Now Burns has brought back the bill, saying he expects his fellow lawmakers as well as law enforcement agencies to support his efforts in striking the prohibition from state law. His reasons for resurrecting the legislation are simple, he said Wednesday.

Keeping the statute on the books means those enforcing the rules are in fact complicit in becoming law breakers, Burns said. Not to mention, he said, that police officers are expected to be on duty 24 hours a day, seven days a week. Burns said not allowing them to carry their service weapons on their lunch breaks or out to dinner with their family puts them at risk.

But the same concerns raised during the 2013 legislative session are likely to rear their heads again this year. Most notably, according to state Sen. J.P. Morrell, D-New Orleans, is the glaring absence of support for the legislation in years past from law enforcement groups.

“I find that I have a lot of contacts with law enforcement and no one in law enforcement has ever asked for this bill,” said Morrell, who chairs the Senate committee that killed the bill last year.

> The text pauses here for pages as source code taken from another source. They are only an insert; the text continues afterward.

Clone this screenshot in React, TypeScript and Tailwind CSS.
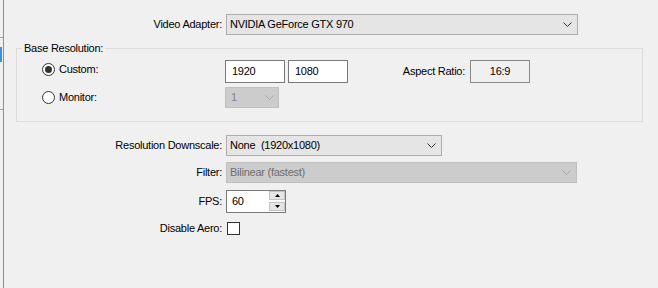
import React from 'react';

const Chevron = ({ disabled = false }: { disabled?: boolean }) => (
  <svg width="9" height="5" viewBox="0 0 9 5" className="shrink-0">
    <polyline
      points="0.5,0.5 4.5,4.5 8.5,0.5"
      fill="none"
      stroke={disabled ? '#a8a8a8' : '#333333'}
      strokeWidth="1"
    />
  </svg>
);

const Combo = ({ text, width, disabled = false }: { text: string; width: string; disabled?: boolean }) => (
  <div
    className={`flex h-[21px] items-center justify-between border pl-[3px] pr-[5px] ${width} ${
      disabled ? 'border-[#bfbfbf] bg-[#cccccc] text-[#6d6d6d]' : 'border-[#adadad] bg-[#e5e5e5] text-black'
    }`}
  >
    <span className="whitespace-pre">{text}</span>
    <Chevron disabled={disabled} />
  </div>
);

const Radio = ({ checked }: { checked: boolean }) => (
  <div className="flex h-[13px] w-[13px] items-center justify-center rounded-full border border-[#333333] bg-white">
    {checked && <div className="h-[7px] w-[7px] rounded-full bg-[#333333]" />}
  </div>
);

const Label = ({ children }: { children: React.ReactNode }) => (
  <div className="w-[218px] text-right whitespace-nowrap">{children}</div>
);

const SpinArrow = ({ up }: { up: boolean }) => (
  <div className="flex h-[9px] w-[16px] items-center justify-center border border-[#c4c4c4] bg-[#e5e5e5]">
    <svg width="5" height="3" viewBox="0 0 5 3">
      <polygon points={up ? '2.5,0 5,3 0,3' : '0,0 5,0 2.5,3'} fill="#000" />
    </svg>
  </div>
);

export default function App() {
  return (
    <div className="flex h-[288px] w-[658px] overflow-hidden bg-[#f0f0f0] font-['Liberation_Sans',Arial,sans-serif] text-[11px] leading-[13px] tracking-[-0.25px] text-black">
      {/* edge of neighbouring panel */}
      <div className="flex w-[3px] flex-col">
        <div className="h-[37px]" />
        <div className="h-px w-[3px] bg-[#a0a0a0]" />
        <div className="h-[9px]" />
        <div className="h-[15px] w-[2px] bg-[#3b8fe0]" />
        <div className="h-[47px]" />
        <div className="h-px w-[3px] bg-[#a0a0a0]" />
      </div>
      <div className="w-px bg-[#8f8f8f]" />

      <div className="flex flex-1 flex-col pt-[14px]">
        {/* Video Adapter */}
        <div className="flex h-[21px] items-center">
          <Label>Video Adapter:</Label>
          <div className="ml-[4px]">
            <Combo text="NVIDIA GeForce GTX 970" width="w-[352px]" />
          </div>
        </div>

        {/* Base Resolution group */}
        <div className="relative ml-[12px] mt-[13px] h-[74px] w-[627px] border border-[#dcdcdc] pt-[11px]">
          <div className="absolute -top-[7px] left-[5px] bg-[#f0f0f0] px-[2px]">Base Resolution:</div>

          <div className="flex h-[23px] items-center">
            <div className="mb-[4px] flex w-[208px] items-center gap-[4px] pl-[25px]">
              <Radio checked />
              <span>Custom:</span>
            </div>
            <div className="flex h-[23px] w-[60px] items-center border border-[#7a7a7a] bg-white pl-[6px]">1920</div>
            <div className="ml-[3px] flex h-[23px] w-[60px] items-center border border-[#7a7a7a] bg-white pl-[6px]">1080</div>
            <div className="w-[117px] text-right">Aspect Ratio:</div>
            <div className="ml-[5px] flex h-[23px] w-[60px] items-center justify-center border border-[#8a8a8a] bg-[#f0f0f0]">
              16:9
            </div>
          </div>

          <div className="mt-[4px] flex h-[21px] items-center">
            <div className="flex w-[208px] items-center gap-[4px] pl-[25px]">
              <Radio checked={false} />
              <span>Monitor:</span>
            </div>
            <div className="flex h-[21px] w-[54px] items-center justify-between border border-[#bfbfbf] bg-[#cccccc] pl-[5px] pr-[4px] text-[#838383]">
              <span>1</span>
              <Chevron disabled />
            </div>
          </div>
        </div>

        {/* Resolution Downscale */}
        <div className="mt-[13px] flex h-[21px] items-center">
          <Label>Resolution Downscale:</Label>
          <div className="ml-[4px]">
            <Combo text="None  (1920x1080)" width="w-[216px]" />
          </div>
        </div>

        {/* Filter */}
        <div className="mt-[6px] flex h-[21px] items-center">
          <Label>Filter:</Label>
          <div className="ml-[4px]">
            <Combo text="Bilinear (fastest)" width="w-[351px]" disabled />
          </div>
        </div>

        {/* FPS */}
        <div className="mt-[7px] flex h-[23px] items-center">
          <Label>FPS:</Label>
          <div className="ml-[4px] flex h-[23px] w-[60px] items-start border border-[#7a7a7a] bg-white">
            <span className="flex-1 pl-[5px] pt-[4px]">60</span>
            <div className="flex flex-col gap-[2px]">
              <SpinArrow up />
              <SpinArrow up={false} />
            </div>
          </div>
        </div>

        {/* Disable Aero */}
        <div className="mt-[9px] flex h-[13px] items-center">
          <Label>Disable Aero:</Label>
          <div className="ml-[5px] h-[13px] w-[13px] border border-[#333333] bg-white" />
        </div>
      </div>
    </div>
  );
}
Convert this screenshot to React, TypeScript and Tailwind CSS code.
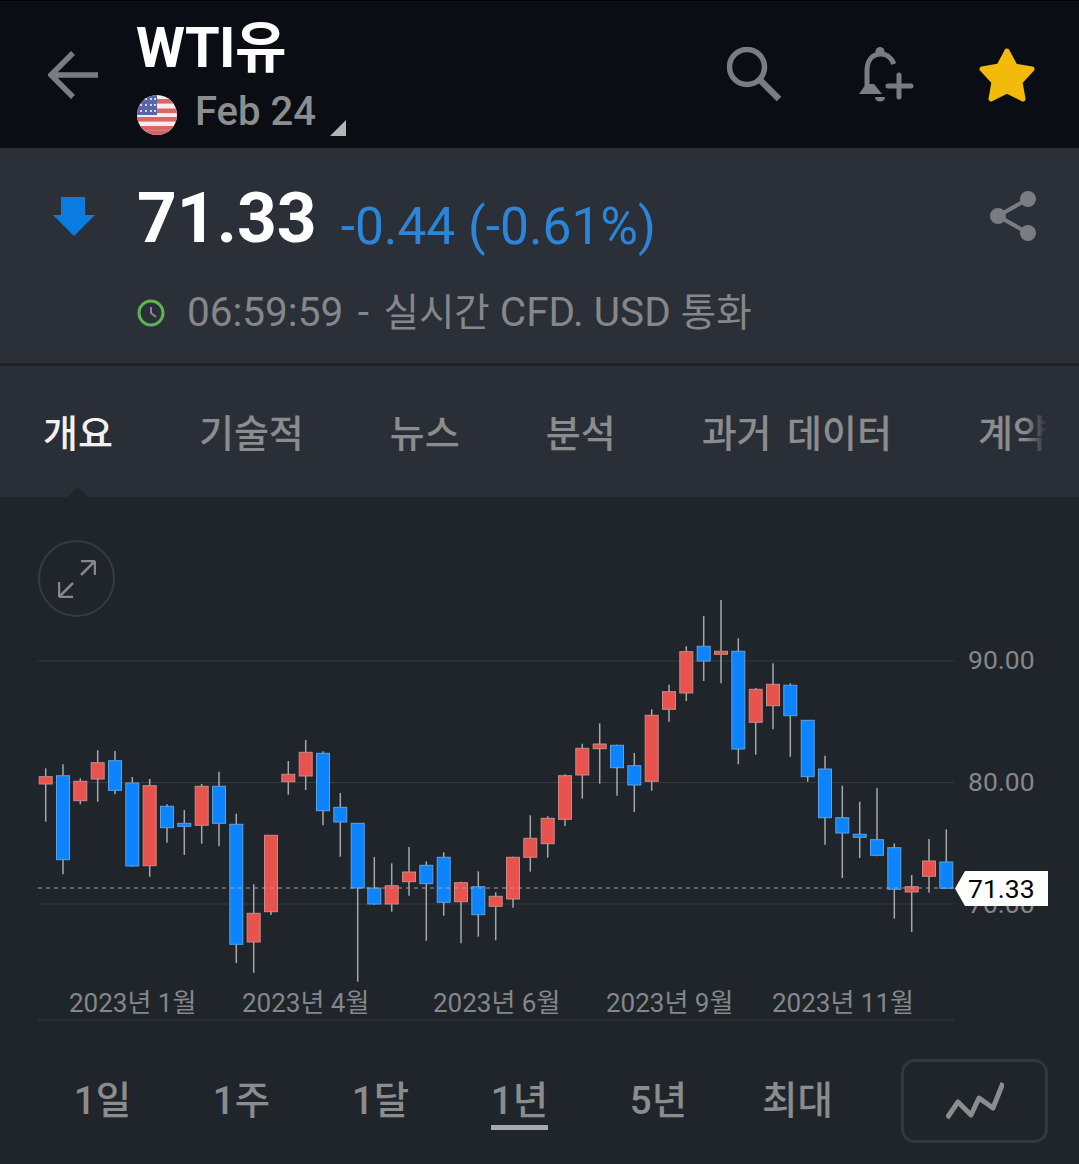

Morrell said he would expect the bill to be successful in this second go-around only if Burns could garner the support of some law enforcement organizations, as well as quell concerns that the legislation could serve as a “Trojan Horse bill” to allow for the eventual legalization of unrestricted concealed carry.

He also said the Legislature’s time could be used in a more effective manner if it focused on striking outdated, and even unconstitutional, laws from the books first.

Morrell made clear he hasn’t seen Burns’ bill and said he tries not to prejudge legislation before he sees it. But he said, “People are going to have some second thoughts” if private groups like the Louisiana Shooting Association support the bill while law enforcement groups like the Louisiana Sheriffs Association remain quiet.

“Law enforcement has not shown up for it, and private groups that seek the expansion of concealed carry everywhere are in favor of it,” Morrell said. Burns “has to show up with at least at a couple of law enforcement agencies with him.”

Louisiana Sheriffs Association President Tom Mancuso on Wednesday said his group had not yet discussed the piece of legislation and could not make a statement until every sheriff had a chance to weigh in.

Burns said law enforcement groups were less amenable to having a conversation about the bill in years past, simply because they didn’t want to put the words “law enforcement,” “guns” and “alcohol” in the same sentence. He thinks it could be different this year.

Enforced or not, National Association of Police Organizations Executive Director Bill Johnson called Louisiana’s law “over-broad” and “unusually restrictive,” adding that he thinks the change would be an improvement for law enforcement.

“Most states with which we are familiar would allow a properly commissioned law enforcement officer, whether on or off duty, to carry their service weapon about them wherever there are in the state,” Johnson said.

Burns’ legislation is House Bill 10. He is best known for sponsoring a bill in 2010, signed that year by Gov. Bobby Jindal, to allow concealed carry in churches under certain circumstances.